欧州委、EU競争法の合併ガイドラインの見直しへ、公開諮問開始

(EU)

ブリュッセル発

2025年05月15日

欧州委員会は5月8日、合併ガイドラインの見直しに向けたパブリックコンサルテーション(公開諮問)を開始した(プレスリリース外部サイトへ、新しいウィンドウで開きます)。合併ガイドラインは、欧州委が実施するEU競争法上の合併審査の評価枠組みを規定するもので、水平合併ガイドラインと非水平ガイドラインからなる。

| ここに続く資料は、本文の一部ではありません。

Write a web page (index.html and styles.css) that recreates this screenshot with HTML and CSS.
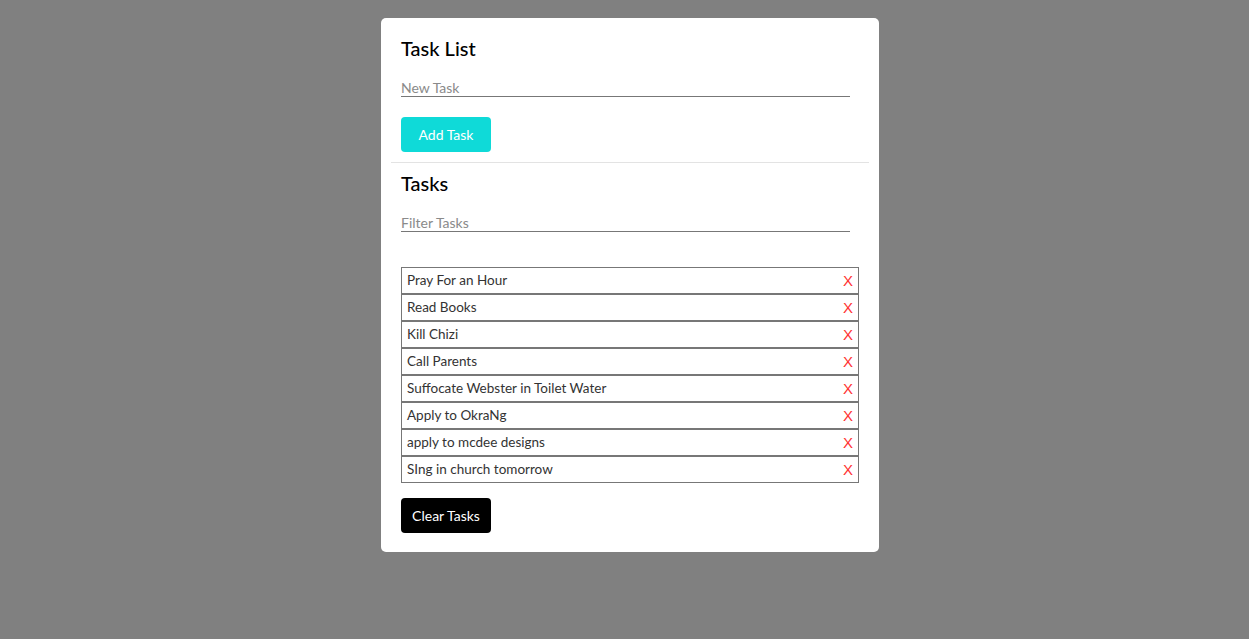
FILE: index.html
```
<!DOCTYPE html>
<html>
<head>
<meta charset="utf-8">
<link rel="stylesheet" href="styles.css">
</head>
<body>
<div class="card">
  <h2 class="title">Task List</h2>
  <input class="field" type="text" placeholder="New Task">
  <button class="btn btn-add">Add Task</button>
  <hr class="divider">
  <h2 class="title title-tasks">Tasks</h2>
  <input class="field" type="text" placeholder="Filter Tasks">
  <ul class="tasks">
    <li class="task"><span>Pray For an Hour</span><a class="del">X</a></li>
    <li class="task"><span>Read Books</span><a class="del">X</a></li>
    <li class="task"><span>Kill Chizi</span><a class="del">X</a></li>
    <li class="task"><span>Call Parents</span><a class="del">X</a></li>
    <li class="task"><span>Suffocate Webster in Toilet Water</span><a class="del">X</a></li>
    <li class="task"><span>Apply to OkraNg</span><a class="del">X</a></li>
    <li class="task"><span>apply to mcdee designs</span><a class="del">X</a></li>
    <li class="task"><span>SIng in church tomorrow</span><a class="del">X</a></li>
  </ul>
  <button class="btn btn-clear">Clear Tasks</button>
</div>
</body>
</html>
```
FILE: styles.css
```
* { box-sizing: border-box; }
html, body { margin: 0; padding: 0; }
body {
  background: #808080;
  font-family: "Lato", "Noto Sans", sans-serif;
  height: 639px;
  padding-top: 18px;
  padding-left: 11px;
}
.card {
  width: 498px;
  margin: 0 auto;
  background: #fff;
  border-radius: 5px;
  padding: 18px 20px 19px 20px;
  display: flex;
  flex-direction: column;
  align-items: flex-start;
}
.title {
  margin: 0;
  font-size: 20px;
  line-height: 24px;
  font-weight: 500;
  color: #000;
}
.field {
  margin-top: 17px;
  width: 449px;
  height: 20px;
  border: none;
  border-bottom: 1px solid #777;
  padding: 2px 0 0 0;
  font-family: inherit;
  font-size: 14px;
  outline: none;
  background: transparent;
}
.field::placeholder { color: #8a8a8a; }
.btn {
  width: 90px;
  height: 35px;
  border: none;
  border-radius: 4px;
  font-family: inherit;
  font-size: 14px;
  color: #fff;
  padding: 0;
}
.btn-add { background: #0fdad8; margin-top: 20px; }
.divider {
  align-self: stretch;
  margin: 10px -10px 0 -10px;
  border: none;
  border-top: 1px solid #e3e3e3;
  height: 0;
}
.title-tasks { margin-top: 8px; }
.title-tasks + .field { margin-top: 17px; }
.tasks {
  list-style: none;
  margin: 35px 0 0 0;
  padding: 0;
  width: 458px;
}
.task {
  height: 27px;
  border: 1px solid #777;
  display: flex;
  align-items: center;
  justify-content: space-between;
  padding: 0 5px 2px 5px;
  font-size: 13.5px;
  color: #333;
}
.del {
  color: #f33;
  font-size: 15px;
  font-family: "Liberation Sans", sans-serif;
  margin-top: 2px;
}
.btn-clear { background: #000; margin-top: 15px; }
```
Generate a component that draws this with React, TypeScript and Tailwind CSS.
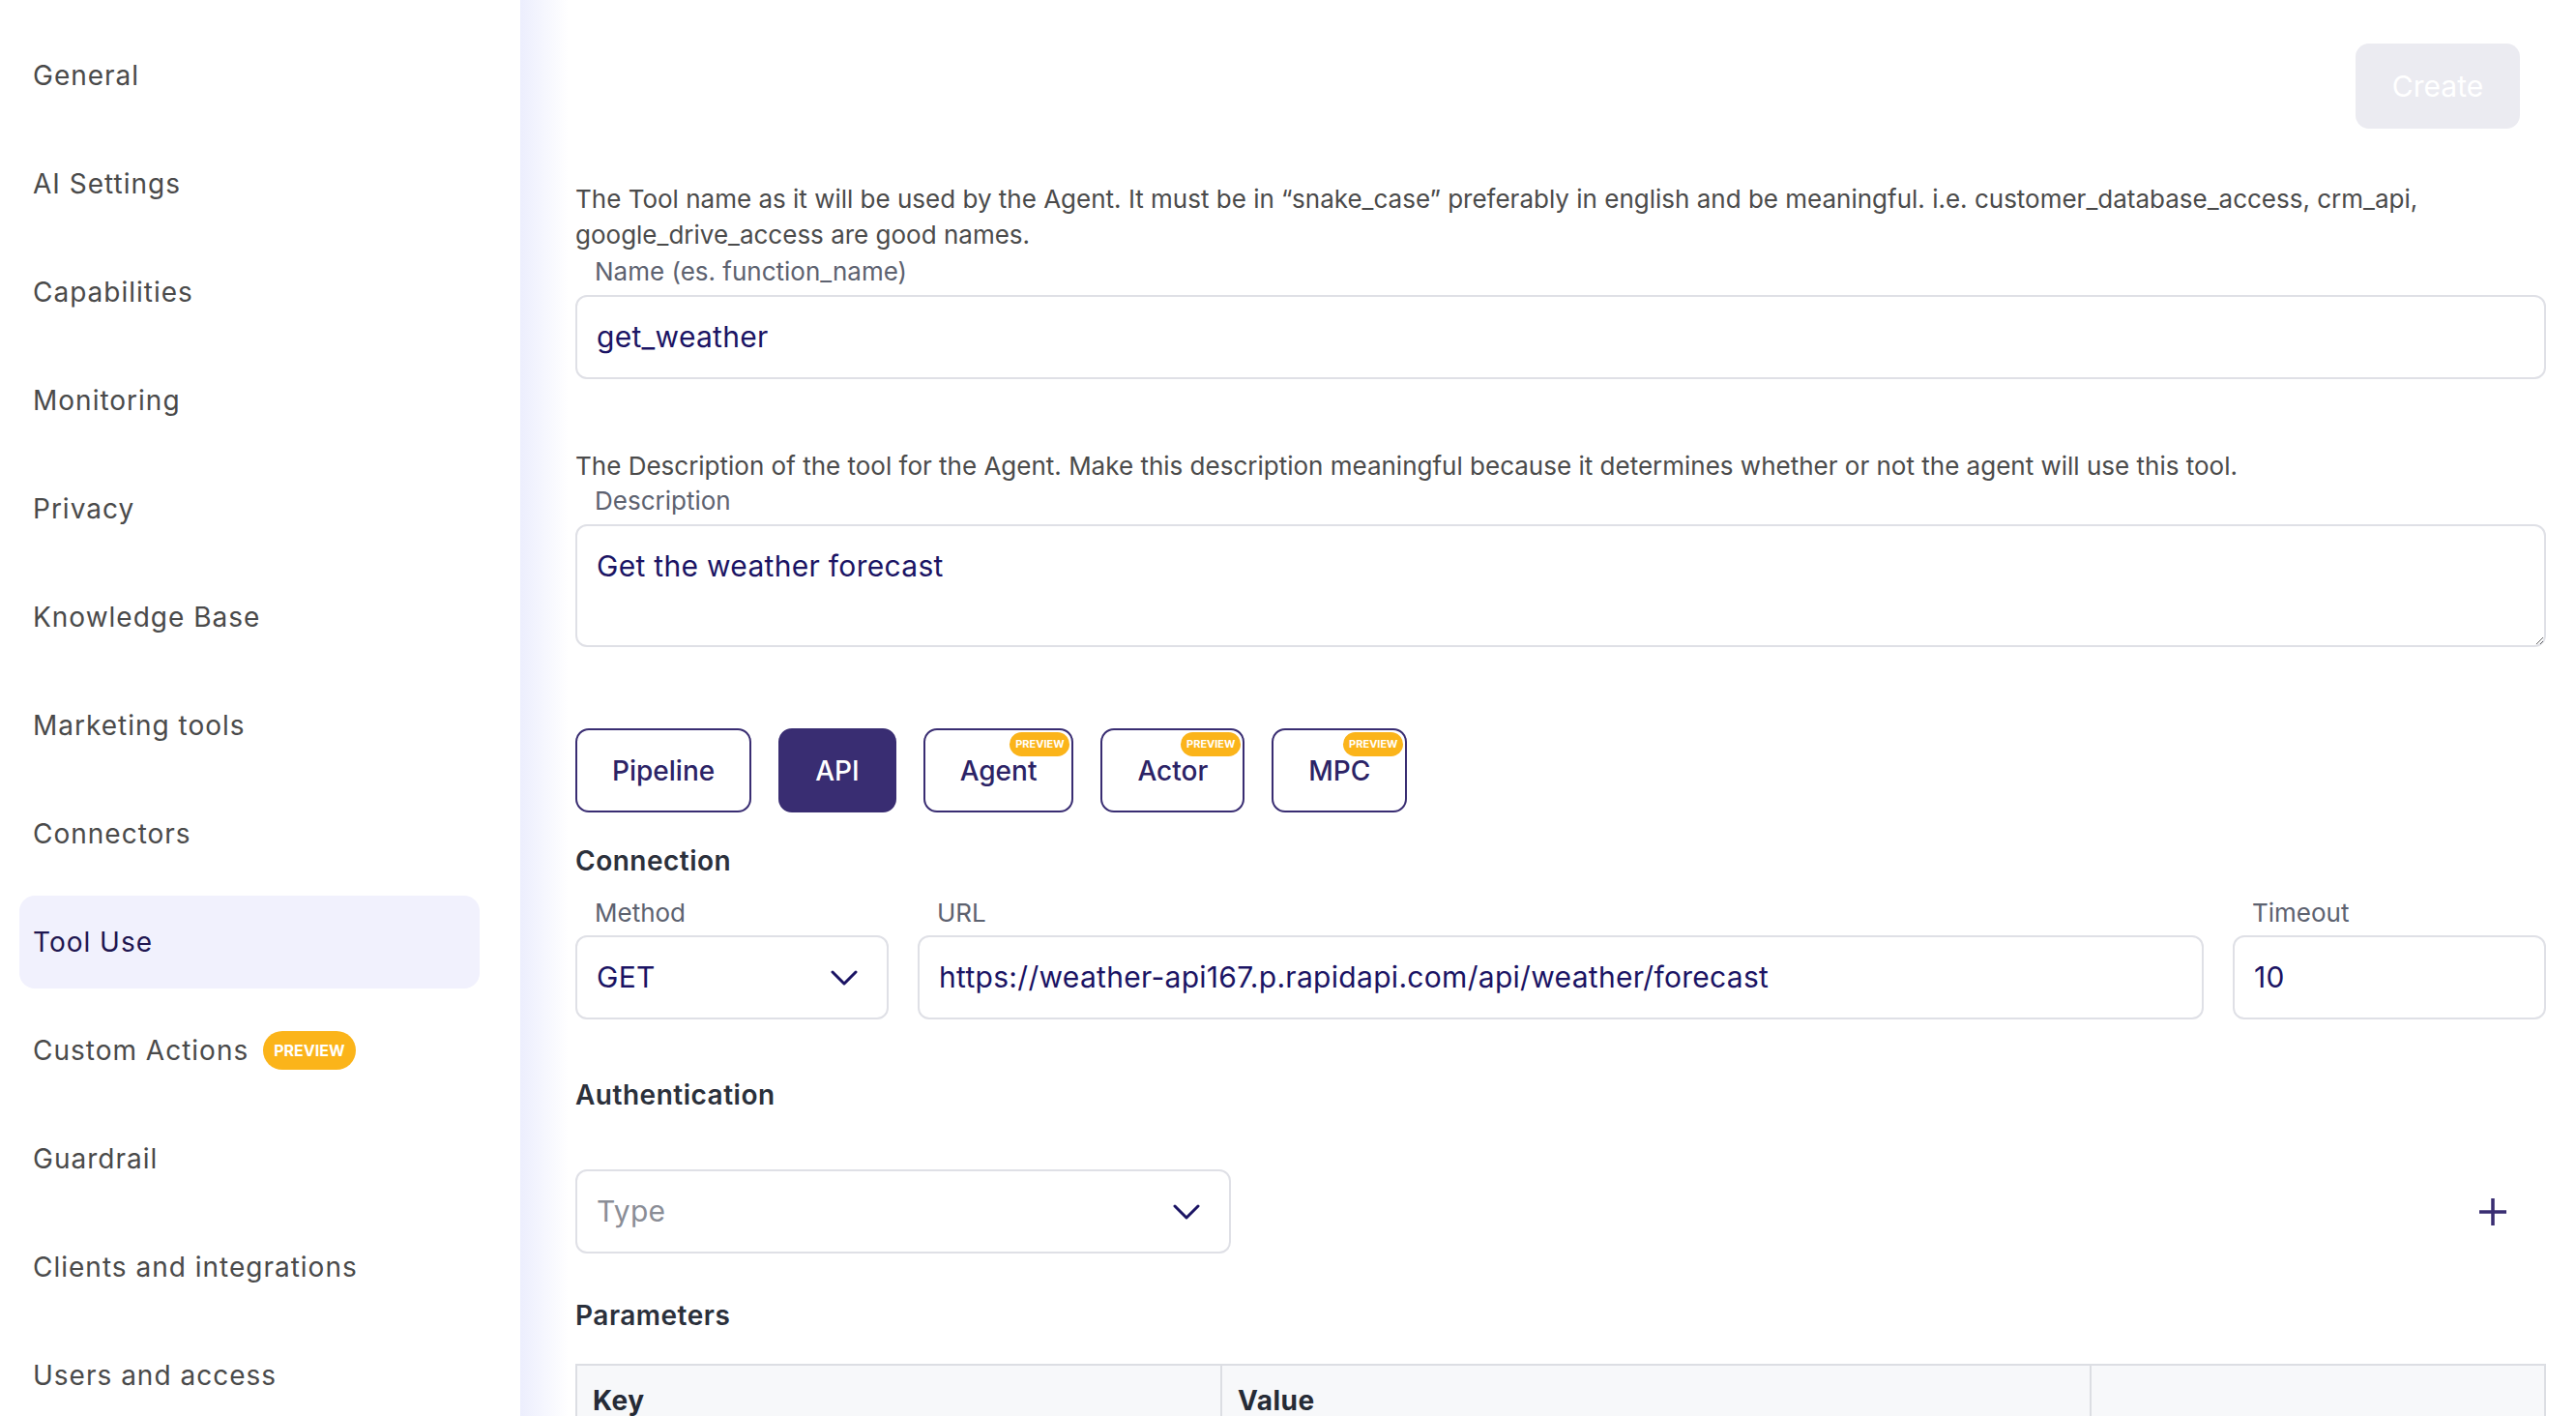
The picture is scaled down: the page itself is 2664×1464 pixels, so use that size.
import React from "react";

const navItems = [
  "General",
  "AI Settings",
  "Capabilities",
  "Monitoring",
  "Privacy",
  "Knowledge Base",
  "Marketing tools",
  "Connectors",
  "Tool Use",
  "Custom Actions",
  "Guardrail",
  "Clients and integrations",
  "Users and access",
];

function Chevron() {
  return (
    <svg width="28" height="16" viewBox="0 0 28 16" fill="none" className="shrink-0">
      <path d="M2 2 L14 14 L26 2" stroke="#1b1464" strokeWidth="3" strokeLinecap="round" strokeLinejoin="round" />
    </svg>
  );
}

function PreviewTag() {
  return (
    <span className="absolute right-[2px] top-[2px] flex h-[25px] w-[62px] items-center justify-center rounded-full bg-[#fbb41a] text-[11px] font-bold leading-none text-white">
      PREVIEW
    </span>
  );
}

function TypeButton({ label, active, preview }: { label: string; active?: boolean; preview?: boolean }) {
  return (
    <div
      className={
        active
          ? "relative flex h-[87px] items-center justify-center rounded-[14px] border-2 border-[#392d72] bg-[#392d72] px-[36px] text-[28px] font-medium text-white"
          : "relative flex h-[87px] items-center justify-center rounded-[14px] border-2 border-[#392d72] bg-white px-[36px] text-[28px] font-medium text-[#2c2366]"
      }
    >
      {label}
      {preview && <PreviewTag />}
    </div>
  );
}

export default function App() {
  return (
    <div className="flex h-[1464px] w-[2664px] overflow-hidden bg-white font-['Inter',sans-serif]">
      {/* Settings navigation */}
      <aside className="flex w-[538px] shrink-0 flex-col gap-4 bg-white pl-5 pr-[42px] pt-[30px]">
        {navItems.map((item) => (
          <div
            key={item}
            className={
              item === "Tool Use"
                ? "flex h-[96px] shrink-0 items-center rounded-2xl bg-[#f1f1fd] px-[14px] text-[28px] tracking-[1px] text-[#1f1650]"
                : "flex h-[96px] shrink-0 items-center px-[14px] text-[28px] tracking-[1px] text-[#4a4a4a]"
            }
          >
            <span>{item}</span>
            {item === "Custom Actions" && (
              <span className="ml-[15px] flex h-[40px] items-center rounded-full bg-[#fbb41a] px-[11px] text-[16px] font-bold tracking-normal text-white">
                PREVIEW
              </span>
            )}
          </div>
        ))}
      </aside>

      {/* Tool editor */}
      <main className="flex min-w-0 flex-1 flex-col bg-[linear-gradient(to_right,#eceefd,#ffffff_50px)] pl-[57px] pr-[31px] pt-[45px] [&>*]:shrink-0">
        <div className="flex justify-end pr-[27px]">
          <button className="h-[88px] w-[170px] rounded-[14px] bg-[#ebebf1] text-[30px] text-white">Create</button>
        </div>

        <p className="mt-[54px] text-[26px] leading-[37px] text-[#4b4b4b]">
          The Tool name as it will be used by the Agent. It must be in “snake_case” preferably in english and be meaningful. i.e. customer_database_access, crm_api, google_drive_access are good names.
        </p>
        <label className="mb-[6px] mt-[2px] pl-5 text-[26px] leading-[36px] text-[#5d6270]">Name (es. function_name)</label>
        <div className="flex h-[87px] items-center rounded-[12px] border-2 border-[#dfe0e6] bg-white pl-5 text-[30px] tracking-[0.3px] text-[#1b1464]">
          get_weather
        </div>

        <p className="mt-[71px] text-[26px] leading-[37px] text-[#4b4b4b]">
          The Description of the tool for the Agent. Make this description meaningful because it determines whether or not the agent will use this tool.
        </p>
        <label className="mb-[6px] pl-5 text-[26px] leading-[36px] text-[#5d6270]">Description</label>
        <textarea
          defaultValue="Get the weather forecast"
          className="block h-[127px] w-full rounded-[12px] border-2 border-[#dfe0e6] bg-white px-5 pt-[22px] text-[30px] leading-[38px] tracking-[0.3px] text-[#1b1464] outline-none"
        />

        <div className="mt-[84px] flex gap-[28px]">
          <TypeButton label="Pipeline" />
          <TypeButton label="API" active />
          <TypeButton label="Agent" preview />
          <TypeButton label="Actor" preview />
          <TypeButton label="MPC" preview />
        </div>

        <h2 className="mt-[30px] text-[28px] font-semibold leading-[40px] tracking-[0.5px] text-[#2b303b]">Connection</h2>
        <div className="mt-4 flex gap-[30px]">
          <div className="flex w-[324px] shrink-0 flex-col">
            <span className="mb-[5px] pl-5 text-[26px] leading-[36px] text-[#5d6270]">Method</span>
            <div className="flex h-[87px] items-center justify-between rounded-[12px] border-2 border-[#dfe0e6] bg-white pl-5 pr-[30px] text-[30px] tracking-[0.3px] text-[#1b1464]">
              <span>GET</span>
              <Chevron />
            </div>
          </div>
          <div className="flex min-w-0 flex-1 flex-col">
            <span className="mb-[5px] pl-5 text-[26px] leading-[36px] text-[#5d6270]">URL</span>
            <div className="flex h-[87px] items-center rounded-[12px] border-2 border-[#dfe0e6] bg-white pl-5 text-[30px] tracking-[0.3px] text-[#1b1464]">
              https://weather-api167.p.rapidapi.com/api/weather/forecast
            </div>
          </div>
          <div className="flex w-[324px] shrink-0 flex-col">
            <span className="mb-[5px] pl-5 text-[26px] leading-[36px] text-[#5d6270]">Timeout</span>
            <div className="flex h-[87px] items-center rounded-[12px] border-2 border-[#dfe0e6] bg-white pl-5 text-[30px] tracking-[0.3px] text-[#1b1464]">
              10
            </div>
          </div>
        </div>

        <h2 className="mt-[58px] text-[28px] font-semibold leading-[40px] tracking-[0.5px] text-[#2b303b]">Authentication</h2>
        <div className="mt-[57px] flex items-center justify-between">
          <div className="flex h-[87px] w-[678px] items-center justify-between rounded-[12px] border-2 border-[#dfe0e6] bg-white pl-5 pr-[30px] text-[30px] tracking-[0.3px] text-[#8a8d96]">
            <span>Type</span>
            <Chevron />
          </div>
          <button className="mr-[41px] flex h-[28px] w-[28px] items-center justify-center">
            <svg width="28" height="28" viewBox="0 0 28 28" fill="none">
              <path d="M14 0 V28 M0 14 H28" stroke="#392d72" strokeWidth="3.5" />
            </svg>
          </button>
        </div>

        <h2 className="mt-[44px] text-[28px] font-semibold leading-[40px] tracking-[0.5px] text-[#2b303b]">Parameters</h2>
        <div className="mt-[30px] grid grid-cols-[667px_899px_1fr] border-2 border-[#dcdee3] bg-[#f7f8fa]">
          <div className="flex h-[72px] items-center border-r-2 border-[#dcdee3] pl-4 text-[28px] font-bold tracking-[0.5px] text-[#262b36]">Key</div>
          <div className="flex h-[72px] items-center border-r-2 border-[#dcdee3] pl-4 text-[28px] font-bold tracking-[0.5px] text-[#262b36]">Value</div>
          <div className="h-[72px]" />
        </div>
      </main>
    </div>
  );
}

合併ガイドラインは策定から20年以上が経過し、現在の市場構造に適さないとの指摘が出ている。域内産業の競争力強化を最優先課題に掲げる欧州委(2025年2月6日記事参照)は、市場変化や技術革新に合わせ、EU企業が世界市場でスケールアップできるよう、合併ガイドラインを見直す方針だとみられる。

EUでは近年、EU企業による技術革新の遅れや、米国企業や中国企業などとの競争激化による域内産業の競争力低下が叫ばれている。現状ではEU競争法の合併規制はあくまでEU域内市場の競争環境の維持を目的とし、世界市場での競争環境は十分に考慮していない。実際に、欧州委は2019年、世界最大手の鉄道車両メーカーの中国中車に対抗すべく進められた欧州鉄道大手のフランス・アルストムとドイツ・シーメンス鉄道事業との合併について、域内市場の競争環境の悪化などを理由に不承認とした(2020年8月4日記事参照)。

こうした中で、イタリアのエンリコ・レッタ元首相は域内市場での競争力強化に関する報告書で、域外企業との競争を前提にしたEU競争法の運用を提言した(2024年4月25日記事参照)。フランスのエマニュエル・マクロン大統領とドイツのフリードリヒ・メルツ首相も5月に連名で、合併によって世界で戦える「欧州王者」企業が生まれるようなEU競争法の運用を求める方針を表明した。

欧州委は、今回のパブリックコンサルテーションを実施するに当たり、見直し内容の具体的な方針は示していないものの、ウルズラ・フォン・デア・ライエン欧州委委員長は、世界市場でスケールアップを目指す企業を支援するための新たなアプローチが必要との認識を示している。一方で、欧州委は、域内市場の競争環境の維持という合併規制の目的は現在も有効で、今回の見直しにより変更する意図はないとしている。そもそも今回の見直しの対象は、法的拘束力を有しないガイドラインのみで、根拠法となる合併規則は対象に含まれていない。こうしたことから、欧州委が今後どこまで踏み込んだガイドライン見直し案を策定するのかに注目が集まっている。